Rationalize Your Auto Insurance
Almost everyone has heard of “obligatory auto insurance,” known by its Spanish initials as SOA. It is not sold directly by the National Insurance Institute (INS) or its agents; the premium for SOA is painlessly tacked onto the road tax payment you make every December to get your marchamo (circulation permit) for the following year.
The SOA covers personal liability – in other words, it pays if you hurt, kill or maim a third party with your car. The amount of coverage, up to ¢1.5 million ($3,000) per accident, is grossly insufficient, so I recommend you look at SOA as another tax. And you can’t evade taxes – at least, not without running the gauntlet of traffic cops who make sure that all cars have the marchamo sticker on their windshields.
About 80% of the vehicles in Costa Rica have only the SOA obligatory coverage. Prudent motorists buy supplementary insurance, which is the focus of this article. Several factors are taken into account to determine the premium for auto insurance:
Is the car owned by an individual or by a corporation?
Auto insurance should be in the name of the legal owner of the vehicle, as appears in the National Registry. Auto liability is a bit cheaper for cars and pickups owned by individuals than for vehicles owned by corporations. The difference is irrelevant.
How much auto liability?
In general terms, buy as much liability as INS allows your agent to sell you. The rationale: the auto insurance policy is written in an inflationary currency, the colón. If, today, you were to kill a pedestrian, for example, it would probably be three to five years before the courts would find you guilty and sentence you to indemnify the deceased’s family, and they would determine the award based on the purchasing power of the colón at the time of sentencing. As only the government controls how much inflation will erode the colón over time, the canny thing is to get as much auto liability coverage as you can – it’s cheap, anyway – as you don’t want to be underinsured at the time an award has to be paid.
Direct damage coverage for your car.
Collision, overturning, theft, fire, etc. The cost of these coverages is based on which ones you want and the insured value of your car.As to which coverages you should have, there is no hard and fast rule. I have had clients with a decent-looking Mercedes or BMW who only wanted liability, because they said that if “that old thing” were totaled or stolen they’d just go out and buy another one – like buying new shoes! Then there was a chap with an old Volkswagen Beetle who bought full coverage (liability, collision, theft, fire, etc.), and I realized that if his car were lost, he’d have to save his pennies for two or three years to buy a replacement. So remember the old insurance rule: insure against events that, if they were to happen, you would find yourself hard pressed, financially, to overcome.
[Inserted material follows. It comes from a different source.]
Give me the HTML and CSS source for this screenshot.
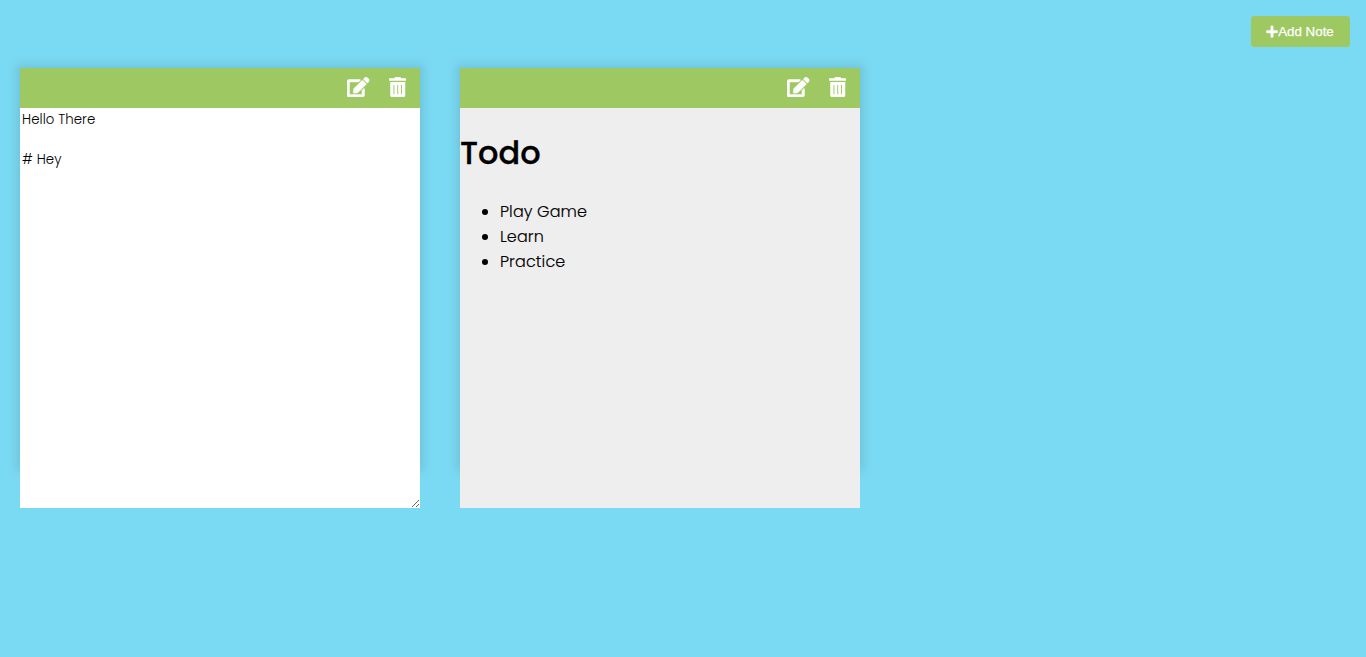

Imagine if your car were stolen – would it precipitate a crisis or a mere inconvenience?
Value of your car.
INS says that you, the owner, must determine the value at which to insure your car, and instructs you to base it on market value – the Costa Rican market, of course. At the same time, INS has a “blue book”with the values of most of the cars we see in this country. If the value you propose differs greatly from the blue book, the institute will not issue a policy. Your agent has the blue book on his computer, and should advise you.
In other countries where blue books are used, insurance companies will adjust the insured values of cars downward as they age, and reduce the premiums.Here, INS won’t do it automatically – they want your signature on the appropriate form. So if you realize that your car is insured for a value greater than market, get in touch with your agent. Policies can be modified any time, except when they are in the grace period for the renewal, so try to time the changes nicely – just before renewal – because getting premium money back from INS is like pulling teeth.
These are in increments of 5% every six months. Remember that INS auto insurance goes in six-month “bytes.”When you first get auto insurance, for the first four six-month periods, you get no bonus. The premium for the fifth six-month period should reflect a 5% discount or bonus. The sixth premium should have 10%, and so on. No-claims bonuses peak at 40% – probably for people who hardly drive their cars, or who have super-sized guardian angels. If you have a claim, INS may reduce your bonus, eliminate it altogether or – in extreme cases –apply a surcharge for reckless driving.
Advice: Check your auto premium, as INS doesn’t always remember to apply bonuses, and doesn’t provide your agent with the means of checking. If you think you are eligible for a greater bonus than you have, contact your agent – a form must be filled out.